• horse;
  • cervical spine;
  • model;
  • neck;
  • inverse kinematics


Reason for performing study: The motion of the atlanto-occipital, cervical vertebral and cervicothoracic joints play an important role in equestrian sports and they are also common sites for lesions limiting performance in horses.

Objectives: To calculate inverse kinematics based on cervical vertebral motion and to develop a model close to the measured neck movements.

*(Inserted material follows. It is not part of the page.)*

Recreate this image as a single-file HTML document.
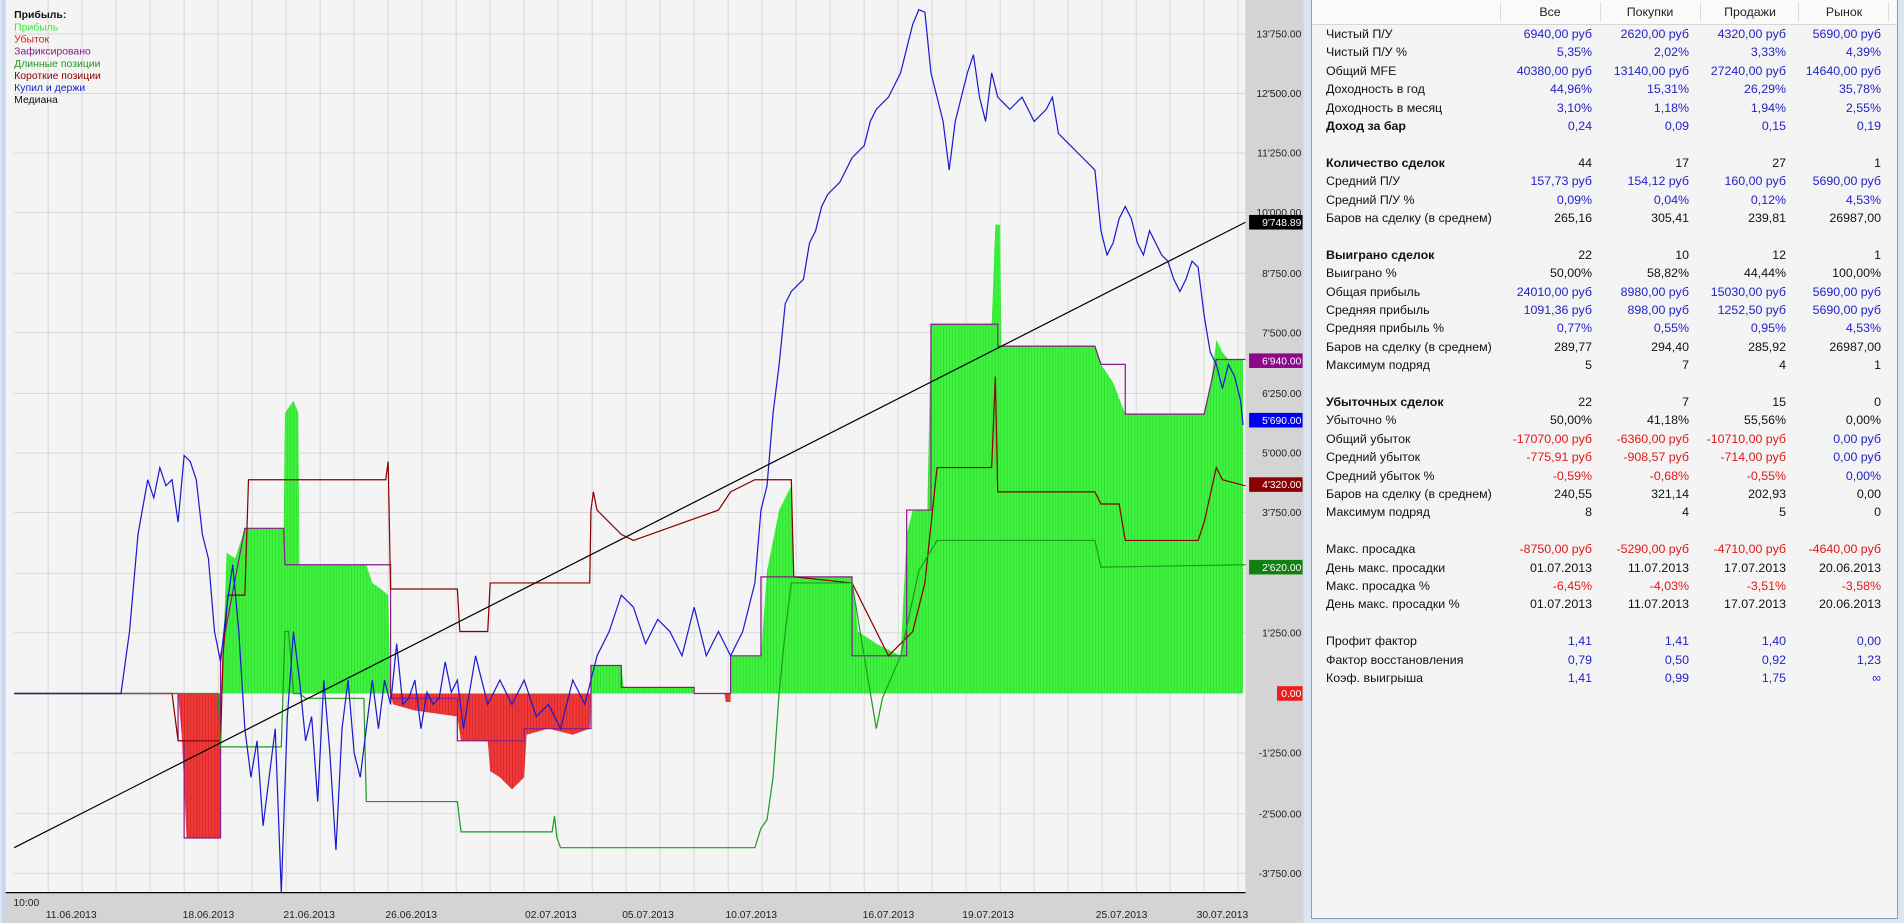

Materials and methods: Measurements were recorded in 6 horses without neck pain. Reflective markers were placed on both cristae facialis, both sides of cervical vertebra 1, 3 and 6 on the withers and hooves. The neck model was reconstructed from CT scans of the osseus structures and was developed in SIMM (Software for Interactive Musculoskeletal Modelling). Inverse kinematics calculation was done in OpenSim. Three degrees of freedom: Flexion-extension (FE), axial rotation (AR) and lateral bending (LB) were considered. The simulated motion was generated from the recorded motion of the skin markers. The differences in angular range of motion (ROM) of the joints were analysed using paired sample t tests.

Results: From the model, the smallest FE ROM was in the C5–C6 joint (2°± 1°) and the largest was in the C3–C4 joint (11°± 5°). The smallest AR ROM was in the C5–C6 joint (2°± 1°) and largest AR ROM was in the atlantoaxial joint (7°± 2°). The smallest LB ROM was in the C5–C6 joint (2°± 1°) and the largest LB ROM was in the cervicothoracic joint (18°± 5°). There were significant differences between the ROM of joints in 51 of 168 comparisons (P<0.05).

Conclusions: The result of the motion of each joint gives an insight into the biomechanics of the equine neck. The small FE ROM at C5–C6 illustrates the pathogenetical relevance of the model for the development of osteoarthritis. The calculated data also provides a source for inverse dynamics.